Celebración de San Antón en Santa María del Campo Rus. - Foto: Sergio Redondo MorenoLa tarde se rompe el 16 de enero. Suenan las campanas y las salvas al aire, y como una traca valenciana van prendiendo las lumbres, una detrás de otra, interpelando al anochecer que se precipita sobre las cabezas, pidiéndole que se detenga, que hoy no intervenga, que la claridad no se ensombrezca. En esa lucha crepuscular, la luz vence siempre en la plaza, sobre su alcázar de arena y leña, desde donde combate más alto y descarga al cielo negro su munición chispeante de llamas, mientras se queman las aflicciones y se enciende el ascua de una nueva esperanza.
San Antón es pólvora, fuego y brasas, es carne asada, es el plato de tostones, los garbanzos tostados y los higos, el porrón, la redoma, la bota de vino que pasa de vecino a vecino. Ya no corre el gorrino como cuando le abrían las portás para que pasara resguardado en el corral su última noche en libertad. Antes no era un desconocido, ni solamente el premio de una rifa, sino la mascota colectiva por un tiempo, a la que todos alimentábamos y veíamos revolcarse, chapotear, y deambular de acá para allá. El gorrino de San Antón, la visita –o fuga– inesperada, nuestra vaca sagrada.
El pueblo yace tranquilo, el rocío cae sobre las calles como un manto tenue, y las hogueras humeantes escoltan los barrios y las casas. Los gallos con resaca y medio desafinados anuncian su día. Despierta el diecisiete con misa y procesión dedicadas al ermitaño egipcio.
A San Antonio Abad no le pillará de susto que se le agasaje en una tierra tan lejana a la que le vio nacer, ya que el propio Dios le dijo que toda la tierra sería sabedora de su resistencia. Resistencia a las tentaciones del diablo, famosas tentaciones que han sido temática de obras artísticas tan dispares como la de El Bosco, Diego Rivera o Dalí. Padre del monacato, vivió en la miseria después de repartir su riqueza entre los necesitados. Cierta vez tuvo una visión, todo estaba cubierto de serpientes, y preguntó ¿Quién podrá escapar, Señor? Una voz respondió: «La humildad, Antonio». San Antón es pobre como las gachas, es hospitalidad con el forastero, compartir lo que cada uno tiene en casa, son las pascuas con la otra familia, es convivencia, es unión, primo de don carnal, antesala de jueves lardero y san reventón.
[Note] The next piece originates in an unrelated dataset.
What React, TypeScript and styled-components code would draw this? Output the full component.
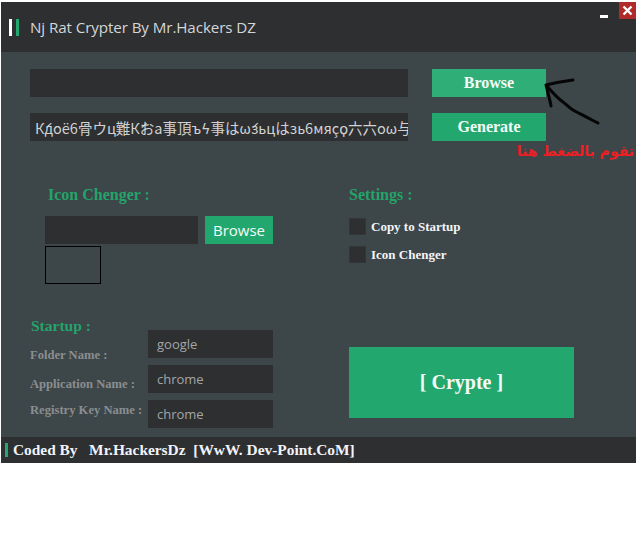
import React, { FC } from 'react';
import styled, { createGlobalStyle } from 'styled-components';

const GlobalStyle = createGlobalStyle`
  html, body {
    margin: 0;
    padding: 0;
    background: #ffffff;
  }
  * {
    box-sizing: border-box;
  }
`;

const GREEN = '#22a86e';
const DARK = '#2d2f31';
const SERIF = `"Liberation Serif", "Times New Roman", serif`;
const SANS = `"Open Sans", "Noto Sans", sans-serif`;

const WindowSC = styled.div`
  width: 635px;
  margin: 2px 0 0 1px;
  display: flex;
  flex-direction: column;
`;

const TitleBarSC = styled.div`
  height: 50px;
  background: ${DARK};
  display: flex;
  align-items: center;
  padding-left: 8px;
`;

const BarsSC = styled.div`
  display: flex;
  gap: 4px;
`;

const BarSC = styled.span<{ $color: string }>`
  display: block;
  width: 3px;
  height: 17px;
  background: ${(p) => p.$color};
`;

const TitleSC = styled.span`
  margin-left: 11px;
  font-family: ${SANS};
  font-size: 15.2px;
  color: #d4d6d8;
  letter-spacing: -0.1px;
`;

const ControlsSC = styled.div`
  margin-left: auto;
  align-self: flex-start;
  display: flex;
  align-items: flex-start;
`;

const MinimizeSC = styled.span`
  display: block;
  width: 8px;
  height: 3px;
  margin: 13px 11px 0 0;
  background: #ffffff;
`;

const CloseSC = styled.div`
  width: 17px;
  height: 17px;
  background: #b12a2a;
  display: flex;
  align-items: center;
  justify-content: center;
`;

const BodySC = styled.div`
  height: 385px;
  background: #3d4649;
  padding: 17px 0 0 29px;
`;

const TopFormSC = styled.div`
  position: relative;
  display: grid;
  grid-template-columns: 378px 114px;
  column-gap: 24px;
  row-gap: 16px;
  width: max-content;
`;

const FieldSC = styled.div<{ $h?: number }>`
  height: ${(p) => p.$h ?? 28}px;
  background: ${DARK};
  overflow: hidden;
  white-space: nowrap;
  display: flex;
  align-items: center;
  padding-left: 5px;
`;

const GarbledSC = styled.span`
  font-family: "Noto Sans CJK JP", "DejaVu Sans", sans-serif;
  font-size: 14.5px;
  color: #d2d2d2;
`;

const ButtonSC = styled.div<{ $bg?: string; $size?: number; $sans?: boolean }>`
  height: 28px;
  background: ${(p) => p.$bg ?? GREEN};
  display: flex;
  align-items: center;
  justify-content: center;
  color: #f4fbf7;
  font-family: ${(p) => (p.$sans ? SANS : SERIF)};
  font-weight: ${(p) => (p.$sans ? 400 : 700)};
  font-size: ${(p) => p.$size ?? 16}px;
`;

const ArrowSC = styled.svg`
  position: absolute;
  left: 506px;
  top: 4px;
`;

const HintSC = styled.div`
  position: absolute;
  left: 488px;
  top: 72px;
  width: 116px;
  direction: rtl;
  text-align: right;
  white-space: nowrap;
  font-family: "DejaVu Sans", sans-serif;
  font-weight: 700;
  font-size: 14px;
  line-height: 20px;
  color: #ec1f24;
`;

const SplitRowSC = styled.div<{ $top: number }>`
  margin-top: ${(p) => p.$top}px;
  display: grid;
  grid-template-columns: 319px 1fr;
`;

const CellSC = styled.div<{ $pad?: number }>`
  padding-left: ${(p) => p.$pad ?? 0}px;
  display: flex;
  flex-direction: column;
  align-items: flex-start;
`;

const HeadingSC = styled.div<{ $size?: number; $left?: number }>`
  font-family: ${SERIF};
  font-weight: 700;
  font-size: ${(p) => p.$size ?? 16}px;
  line-height: 18px;
  height: 18px;
  color: #24a36a;
  margin-left: ${(p) => p.$left ?? 0}px;
  white-space: nowrap;
`;

const IconRowSC = styled.div`
  margin-top: 12px;
  display: grid;
  grid-template-columns: 153px 68px;
  column-gap: 7px;
`;

const IconBoxSC = styled.div`
  margin-top: 2px;
  width: 56px;
  height: 38px;
  border: 1px solid #000000;
`;

const CheckListSC = styled.div`
  margin-top: 14px;
  display: flex;
  flex-direction: column;
  gap: 11px;
`;

const CheckRowSC = styled.label`
  display: flex;
  align-items: center;
  gap: 5px;
  font-family: ${SERIF};
  font-weight: 700;
  font-size: 13px;
  color: #f4f4f8;
`;

const CheckBoxSC = styled.span`
  width: 17px;
  height: 17px;
  background: ${DARK};
  border: 1px solid #333638;
`;

const StartupSC = styled.div`
  display: flex;
`;

const LabelsSC = styled.div`
  width: 118px;
  display: flex;
  flex-direction: column;
`;

const LabelSC = styled.div<{ $top: number }>`
  margin-top: ${(p) => p.$top}px;
  line-height: 16px;
  font-family: ${SERIF};
  font-weight: 700;
  font-size: 12.6px;
  color: #8b8e90;
  white-space: nowrap;
`;

const InputsSC = styled.div`
  width: 125px;
  padding-top: 13px;
  display: flex;
  flex-direction: column;
  gap: 7px;
`;

const ValueSC = styled.span`
  padding-left: 4px;
  font-family: ${SANS};
  font-size: 13px;
  color: #a3a5a7;
`;

const CrypteSC = styled(ButtonSC)`
  margin-top: 30px;
  width: 225px;
  height: 71px;
`;

const FooterSC = styled.div`
  height: 26px;
  background: ${DARK};
  display: flex;
  align-items: center;
  padding-left: 4px;
`;

const FooterBarSC = styled.span`
  display: block;
  width: 3px;
  height: 14px;
  background: ${GREEN};
`;

const FooterTextSC = styled.span`
  margin-left: 5px;
  white-space: pre;
  font-family: ${SERIF};
  font-weight: 700;
  font-size: 15.4px;
  color: #f2f3fb;
`;

const Arrow: FC = () => (
  <ArrowSC width="70" height="60" viewBox="0 0 70 60" fill="none">
    <path
      d="M37 7 C 30 8, 22 9, 10 12 M10 12 C 12 20, 14 27, 15 33 M10 12 C 16 19, 21 25, 27 29 C 31 32, 32 34, 37 37 C 44 41, 47 42, 56 47 C 58 48, 60 49, 62 50"
      stroke="#050505"
      strokeWidth="3"
      strokeLinecap="round"
      strokeLinejoin="round"
    />
  </ArrowSC>
);

const App: FC = () => (
  <>
    <GlobalStyle />
    <WindowSC>
      <TitleBarSC>
        <BarsSC>
          <BarSC $color="#ffffff" />
          <BarSC $color={GREEN} />
        </BarsSC>
        <TitleSC>Nj Rat Crypter By Mr.Hackers DZ</TitleSC>
        <ControlsSC>
          <MinimizeSC />
          <CloseSC>
            <svg width="11" height="11" viewBox="0 0 11 11">
              <path d="M1.5 1.5 L9.5 9.5 M9.5 1.5 L1.5 9.5" stroke="#fff" strokeWidth="2.4" />
            </svg>
          </CloseSC>
        </ControlsSC>
      </TitleBarSC>

      <BodySC>
        <TopFormSC>
          <FieldSC />
          <ButtonSC $bg="#30ae77">Browse</ButtonSC>
          <FieldSC>
            <GarbledSC>Ќдоё6骨ウц難Ќおa事頂ъϟ事はώзьцはзь6мяçϙ六六oω与ア</GarbledSC>
          </FieldSC>
          <ButtonSC>Generate</ButtonSC>
          <Arrow />
          <HintSC>تقوم بالضغط هنا</HintSC>
        </TopFormSC>

        <SplitRowSC $top={45}>
          <CellSC $pad={15}>
            <HeadingSC $left={3}>Icon Chenger :</HeadingSC>
            <IconRowSC>
              <FieldSC />
              <ButtonSC $sans $size={15}>Browse</ButtonSC>
            </IconRowSC>
            <IconBoxSC />
          </CellSC>
          <CellSC>
            <HeadingSC>Settings :</HeadingSC>
            <CheckListSC>
              <CheckRowSC>
                <CheckBoxSC />
                Copy to Startup
              </CheckRowSC>
              <CheckRowSC>
                <CheckBoxSC />
                Icon Chenger
              </CheckRowSC>
            </CheckListSC>
          </CellSC>
        </SplitRowSC>

        <SplitRowSC $top={33}>
          <StartupSC>
            <LabelsSC>
              <HeadingSC $size={15.5} $left={1}>Startup :</HeadingSC>
              <LabelSC $top={12}>Folder Name :</LabelSC>
              <LabelSC $top={13}>Application Name :</LabelSC>
              <LabelSC $top={10}>Registry Key Name :</LabelSC>
            </LabelsSC>
            <InputsSC>
              <FieldSC>
                <ValueSC>google</ValueSC>
              </FieldSC>
              <FieldSC>
                <ValueSC>chrome</ValueSC>
              </FieldSC>
              <FieldSC>
                <ValueSC>chrome</ValueSC>
              </FieldSC>
            </InputsSC>
          </StartupSC>
          <CellSC>
            <CrypteSC $size={20}>[ Crypte ]</CrypteSC>
          </CellSC>
        </SplitRowSC>
      </BodySC>

      <FooterSC>
        <FooterBarSC />
        <FooterTextSC>Coded By   Mr.HackersDz  [WwW. Dev-Point.CoM]</FooterTextSC>
      </FooterSC>
    </WindowSC>
  </>
);

export default App;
Y las campanas repican otra vez, ahora para despedida y cierre, mientras las ovejas, el burro, el perro, el gato…, y los disfrazados, dan vueltas a la iglesia hasta que San Antón salga por la puerta y el cura les dé su bendición.
San Antón es el ganado, cagarrutas en el asfalto, la charanga, la saya, la pelerina, la boina, el mono, la garrota y el pañuelo de cuadros, es el baile y los petardos. Las llamas se apagan, se consumen los rescoldos, y la pala y el escobón acaban con la ceniza. Vuelve la máscara al baúl, vuelve el caballo a la cuadra, vuelve la gallina a poner huevos (salvo si es buena, que empieza en nochebuena), volvemos a ponernos a dieta. Vuelve el gorrino a los pies del Santo, y hasta otro año ¡Viva San Antón!